Chers amis,

Je suis tombé hier sur une étude amusante, et pourtant tout à fait sérieuse, qui « décrypte » l’écriture des textes juridiques et officiels.

Des chercheurs en sciences cognitives de l’Université du Massachussetts sont en effet parvenus à établir que les lois sont rédigées dans un style délibérément incompréhensible[1].

La complexité de nos lois n’est pas une simple conséquence de la bureaucratie ou de l’évolution naturelle du droit.

Non, c’est bien plus insidieux que cela : il s’agit d’une stratégie délibérée.

Il existe en effet un « style » d’écriture pour rédiger les lois, utilisé par les légistes, si prégnant en réalité que même les non-juristes se mettent à appliquer ce style lorsqu’ils sont incités à rédiger à leur tour un texte juridique, démontrent les chercheurs.

Ce « style », ou cette technique d’écriture, a entre autres pour caractéristique d’insérer de longues définitions au milieu des phrases.

Cela ressemble à des poupées russes :  une phrase, dans une phrase, dans une phrase.

En somme, plus cette technique nommée center-embeeding est employée, plus le texte est incompréhensible : les chercheurs notent en effet que cette insertion de structures à l’intérieur d’autres structures est « non-typique des langues humaines ».

Je précise ici que l’étude, menée par des chercheurs américains, porte sur des textes anglophones. Je ne sais pas, par conséquent, si on retrouve le même type de structures linguistiques non-naturelles dans les textes juridiques français.

Mais il suffit de lire – c’est-à-dire d’essayer de lire – le Journal Officiel pour se convaincre que, rédigés en anglais ou en français, les textes de loi sont du chinois pour le commun des mortels.

Et là où ça devient intéressant, c’est la raison derrière ce langage alambiqué.

Les chercheurs ont émis plusieurs hypothèses pour expliquer pourquoi le jargon juridique est, d’une part, si compliqué et, d’autre part, si répandu.

L’une d’elles est « l’hypothèse de la copie et de la révision », qui suggère que les documents juridiques commencent par une prémisse simple, puis que des informations et des définitions supplémentaires sont insérées dans des phrases déjà existantes, créant ainsi des clauses centrales complexes.

Les résultats de l’étude ont toutefois conduit à une autre hypothèse, celle dite de la « formule magique ».

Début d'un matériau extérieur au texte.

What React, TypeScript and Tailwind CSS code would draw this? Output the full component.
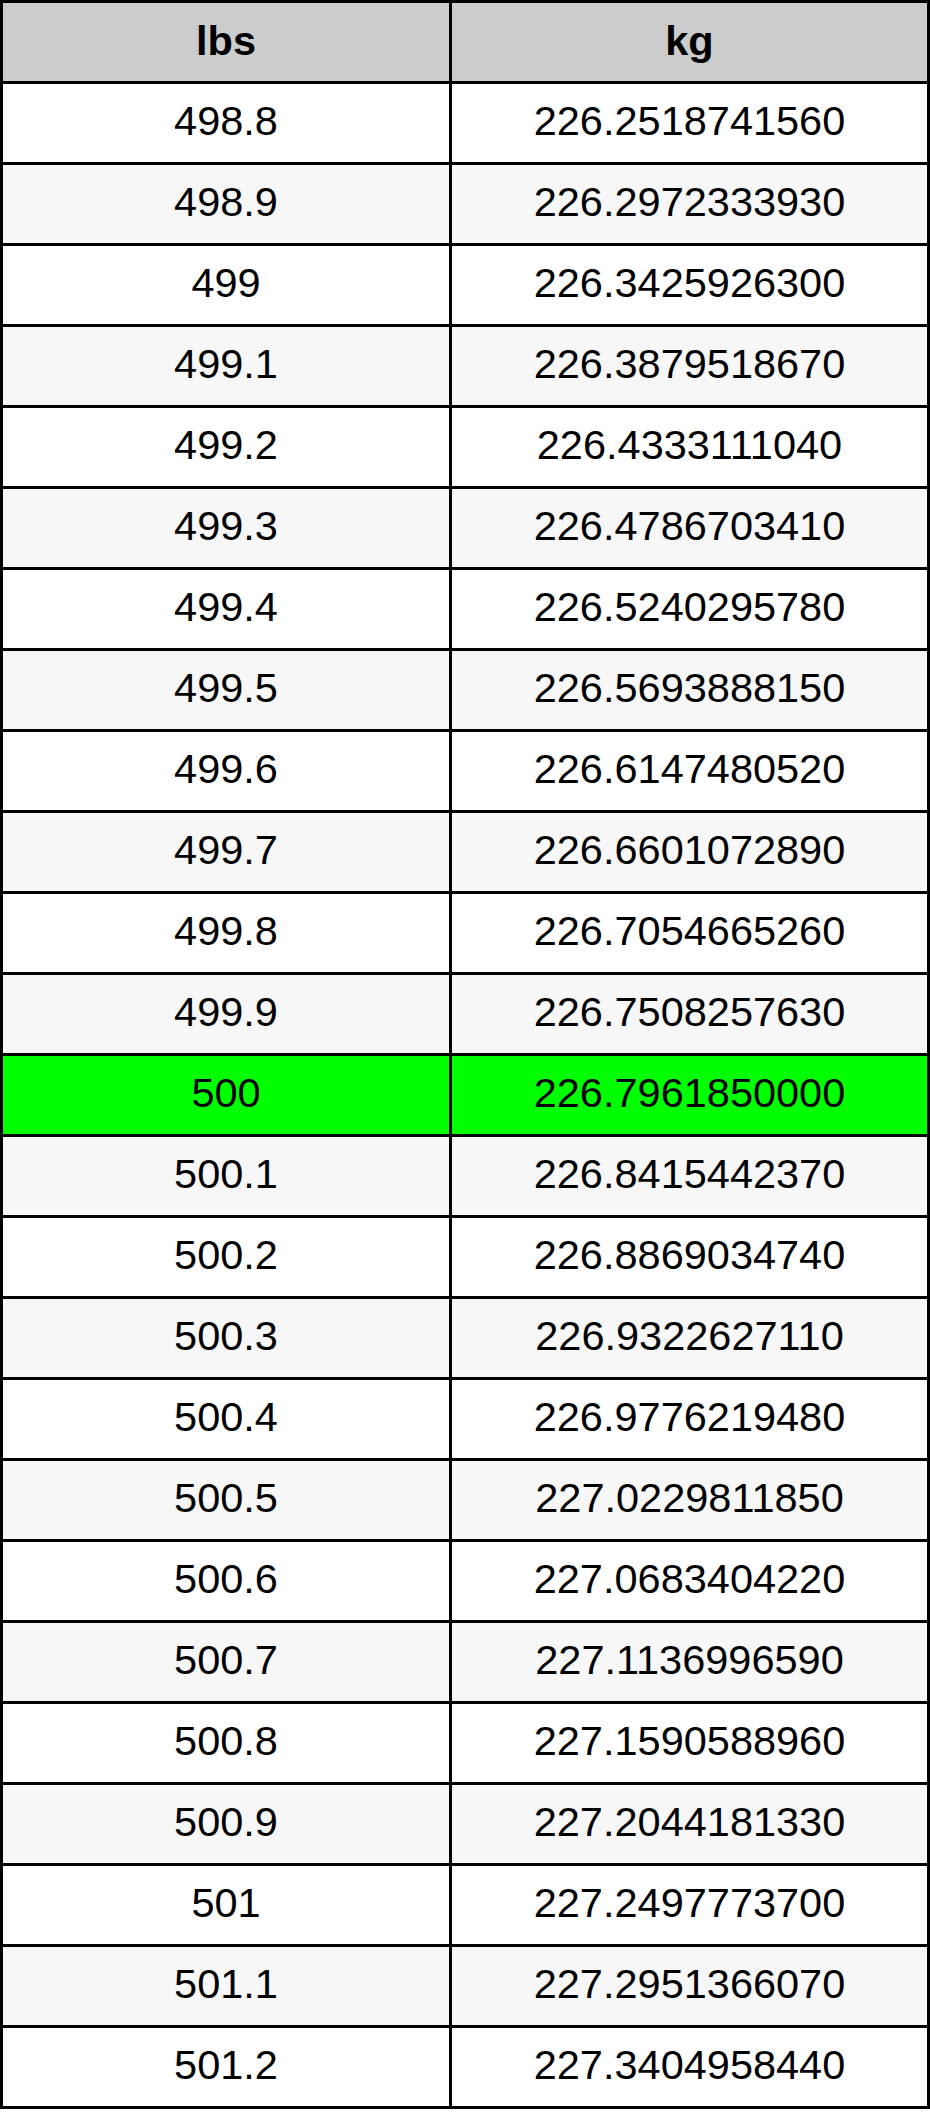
import React from "react";

const rows: [string, string][] = [
  ["498.8", "226.2518741560"],
  ["498.9", "226.2972333930"],
  ["499", "226.3425926300"],
  ["499.1", "226.3879518670"],
  ["499.2", "226.4333111040"],
  ["499.3", "226.4786703410"],
  ["499.4", "226.5240295780"],
  ["499.5", "226.5693888150"],
  ["499.6", "226.6147480520"],
  ["499.7", "226.6601072890"],
  ["499.8", "226.7054665260"],
  ["499.9", "226.7508257630"],
  ["500", "226.7961850000"],
  ["500.1", "226.8415442370"],
  ["500.2", "226.8869034740"],
  ["500.3", "226.9322627110"],
  ["500.4", "226.9776219480"],
  ["500.5", "227.0229811850"],
  ["500.6", "227.0683404220"],
  ["500.7", "227.1136996590"],
  ["500.8", "227.1590588960"],
  ["500.9", "227.2044181330"],
  ["501", "227.2497773700"],
  ["501.1", "227.2951366070"],
  ["501.2", "227.3404958440"],
];

export default function App() {
  return (
    <div className="bg-white w-[930px]" style={{ fontFamily: '"Liberation Sans", Arial, sans-serif' }}>
      <table className="w-[930px] table-fixed border-separate border-spacing-[3px] bg-black text-black text-[41.5px] leading-[1.15]">
        <colgroup>
          <col className="w-[446px]" />
          <col className="w-[475px]" />
        </colgroup>
        <thead>
          <tr>
            <th className="h-[78px] p-0 pb-[3px] bg-[#cccccc] text-center align-middle font-bold">lbs</th>
            <th className="h-[78px] p-0 pb-[3px] bg-[#cccccc] text-center align-middle font-bold">kg</th>
          </tr>
        </thead>
        <tbody>
          {rows.map(([lbs, kg], i) => {
            const bg = lbs === "500" ? "bg-[#00ff00]" : i % 2 === 1 ? "bg-[#f7f7f7]" : "bg-white";
            return (
              <tr key={lbs}>
                <td className={`h-[78px] p-0 pb-[4px] text-center align-middle font-normal ${bg}`}>{lbs}</td>
                <td className={`h-[78px] p-0 pb-[4px] text-center align-middle font-normal ${bg}`}>{kg}</td>
              </tr>
            );
          })}
        </tbody>
      </table>
    </div>
  );
}
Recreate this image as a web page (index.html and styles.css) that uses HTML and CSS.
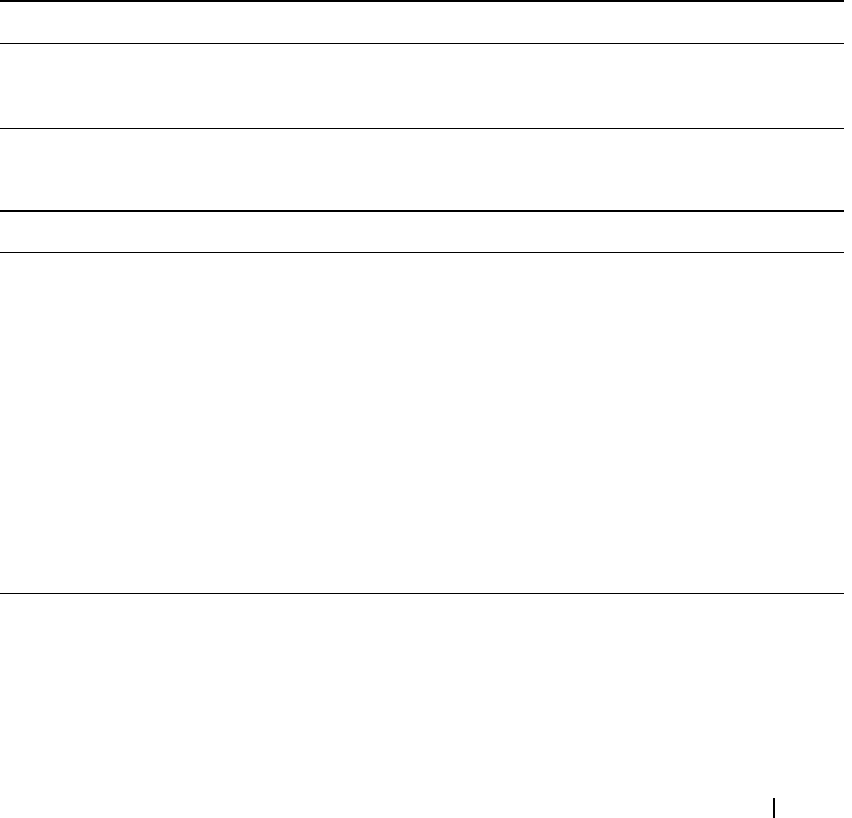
FILE: index.html
```html
<!DOCTYPE html>
<html lang="en">
<head>
    <meta charset="UTF-8">
    <title>Page</title>
    <meta name="viewport" content="width=device-width, initial-scale=1.0">
    <link rel="stylesheet" href="styles.css">
</head>
<body>
    <div class="page">
        <!-- first table -->
        <div class="table">
            <div class="row row-head"></div>
            <div class="row row-tall"></div>
            <div class="row row-last"></div>
        </div>
        <!-- second table -->
        <div class="table">
            <div class="row row-head2"></div>
            <div class="row row-body"></div>
        </div>
        <div class="footer">
            <span class="page-mark"></span>
        </div>
    </div>
</body>
</html>
```

FILE: styles.css
```css
:root {
    --ink: #000000;
    --paper: #FFFFFF;
}

body {
    margin: 0;
    background: var(--paper);
    font-family: 'Liberation Serif', serif;
    color: var(--ink);
}

.page {
    width: 844px;
}

.table {
    border-top: 2px solid var(--ink);
}

.row {
    border-bottom: 1px solid var(--ink);
}

.row-head {
    height: 41px;
}

.row-tall {
    height: 84px;
}

.row-last {
    height: 81px;
    border-bottom: none;
}

.row-head2 {
    height: 40px;
}

.row-body {
    height: 340px;
}

.footer {
    display: flex;
    padding: 204px 0 0 773px;
}

.page-mark {
    width: 2px;
    height: 20px;
    background: var(--ink);
}
```
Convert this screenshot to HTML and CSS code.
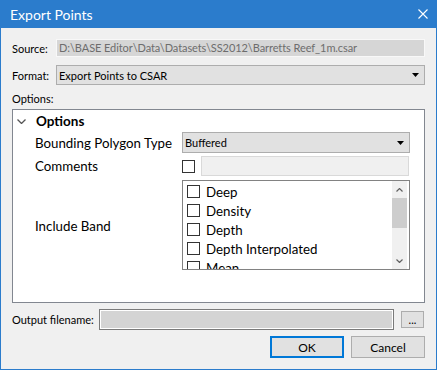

Tout comme les formules magiques sont rédigées avec un style particulier qui les distingue du langage courant, le style alambiqué du langage juridique semble signaler un type particulier d’autorité, affirment les chercheurs.

Dans les formules magiques, en effet, on emploie des mots compliqués, des mots latins, dans un ordre bizarre et souvent avec des rimes.

Ce « style » de la formule magique a pour but d’être incompréhensible pour les non-magiciens ou, pour reprendre un terme venu de chez Harry Potter, pour les moldus.

Je vous invite à lire ou à regarder les aventures du petit sorcier, truffées de formules magiques, pour vous en convaincre.

Et ainsi, à l’image des magiciens qui profèrent des « formules magiques » utilisant des rimes spéciales et des termes archaïques pour signaler leur pouvoir, le langage alambiqué du jargon juridique agit pour transmettre un sentiment d’autorité auprès du « non-initié ».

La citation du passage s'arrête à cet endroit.